# Task statement
Omit all pictures, then retype the data exactly as given.

# Data excerpt
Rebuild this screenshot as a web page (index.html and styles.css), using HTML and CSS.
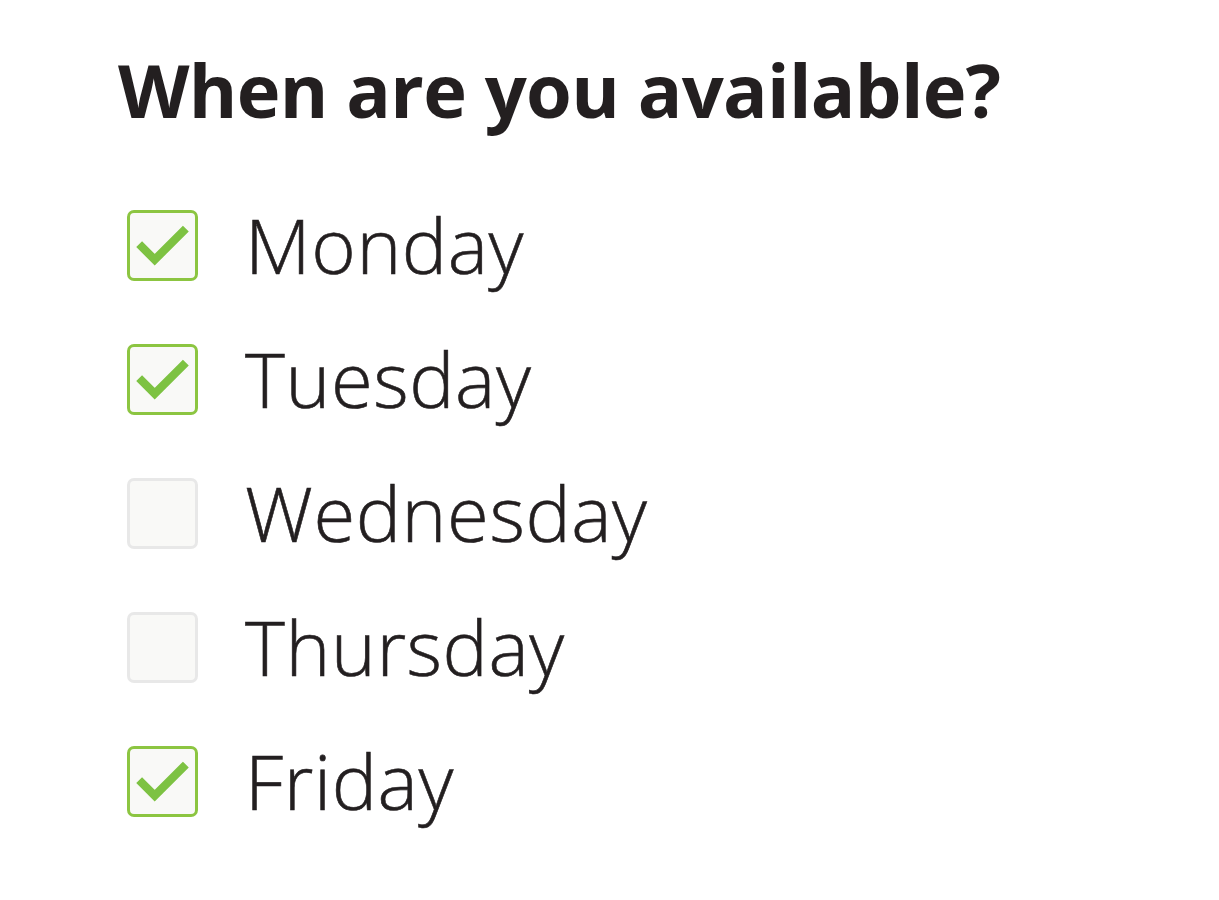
FILE: index.html
```html
<!DOCTYPE html>
<html>
<head>
<meta charset="utf-8">
<link rel="stylesheet" href="styles.css">
</head>
<body>
<main class="page">
  <h1 class="title">When are you available?</h1>
  <ul class="days">
    <li class="day"><span class="box checked"><svg viewBox="0 0 71 71" class="tick"><path d="M10 34 L27 51 L61 17"/></svg></span><span class="label">Monday</span></li>
    <li class="day"><span class="box checked"><svg viewBox="0 0 71 71" class="tick"><path d="M10 34 L27 51 L61 17"/></svg></span><span class="label">Tuesday</span></li>
    <li class="day"><span class="box"></span><span class="label">Wednesday</span></li>
    <li class="day"><span class="box"></span><span class="label">Thursday</span></li>
    <li class="day"><span class="box checked"><svg viewBox="0 0 71 71" class="tick"><path d="M10 34 L27 51 L61 17"/></svg></span><span class="label">Friday</span></li>
  </ul>
</main>
</body>
</html>
```
FILE: styles.css
```css
html, body { margin: 0; padding: 0; background: #fff; }
body { color: #231f20; font-family: "Open Sans", "Noto Sans", sans-serif; min-height: 900px; }
.page { padding: 40px 0 60px 118px; }
.title { margin: 0; font-size: 74px; font-weight: 700; line-height: 100px; letter-spacing: -0.7px; }
.days { list-style: none; margin: 0; padding: 0; margin-top: 70px; display: flex; flex-direction: column; gap: 64px; }
.day { display: flex; align-items: center; height: 70px; }
.box { box-sizing: border-box; width: 71px; height: 71px; margin-left: 9px; border: 3px solid #e8e8e8; border-radius: 7px; background: #f9f9f7; display: flex; flex: none; }
.box.checked { border-color: #8cc541; }
.tick { width: 65px; height: 65px; margin: 0; }
.tick path { fill: none; stroke: #7dc242; stroke-width: 9; stroke-linecap: butt; stroke-linejoin: miter; }
.label { margin-left: 47px; font-size: 76px; font-weight: 300; line-height: 70px; letter-spacing: 0.6px; -webkit-text-stroke: 0.6px #231f20; }
```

# In response
Rebuild this screenshot as a web page (index.html and styles.css), using HTML and CSS.
FILE: index.html
```html
<!DOCTYPE html>
<html>
<head>
<meta charset="utf-8">
<link rel="stylesheet" href="styles.css">
</head>
<body>
<main class="page">
  <h1 class="title">When are you available?</h1>
  <ul class="days">
    <li class="day"><span class="box checked"><svg viewBox="0 0 71 71" class="tick"><path d="M10 34 L27 51 L61 17"/></svg></span><span class="label">Monday</span></li>
    <li class="day"><span class="box checked"><svg viewBox="0 0 71 71" class="tick"><path d="M10 34 L27 51 L61 17"/></svg></span><span class="label">Tuesday</span></li>
    <li class="day"><span class="box"></span><span class="label">Wednesday</span></li>
    <li class="day"><span class="box"></span><span class="label">Thursday</span></li>
    <li class="day"><span class="box checked"><svg viewBox="0 0 71 71" class="tick"><path d="M10 34 L27 51 L61 17"/></svg></span><span class="label">Friday</span></li>
  </ul>
</main>
</body>
</html>
```
FILE: styles.css
```css
html, body { margin: 0; padding: 0; background: #fff; }
body { color: #231f20; font-family: "Open Sans", "Noto Sans", sans-serif; min-height: 900px; }
.page { padding: 40px 0 60px 118px; }
.title { margin: 0; font-size: 74px; font-weight: 700; line-height: 100px; letter-spacing: -0.7px; }
.days { list-style: none; margin: 0; padding: 0; margin-top: 70px; display: flex; flex-direction: column; gap: 64px; }
.day { display: flex; align-items: center; height: 70px; }
.box { box-sizing: border-box; width: 71px; height: 71px; margin-left: 9px; border: 3px solid #e8e8e8; border-radius: 7px; background: #f9f9f7; display: flex; flex: none; }
.box.checked { border-color: #8cc541; }
.tick { width: 65px; height: 65px; margin: 0; }
.tick path { fill: none; stroke: #7dc242; stroke-width: 9; stroke-linecap: butt; stroke-linejoin: miter; }
.label { margin-left: 47px; font-size: 76px; font-weight: 300; line-height: 70px; letter-spacing: 0.6px; -webkit-text-stroke: 0.6px #231f20; }
```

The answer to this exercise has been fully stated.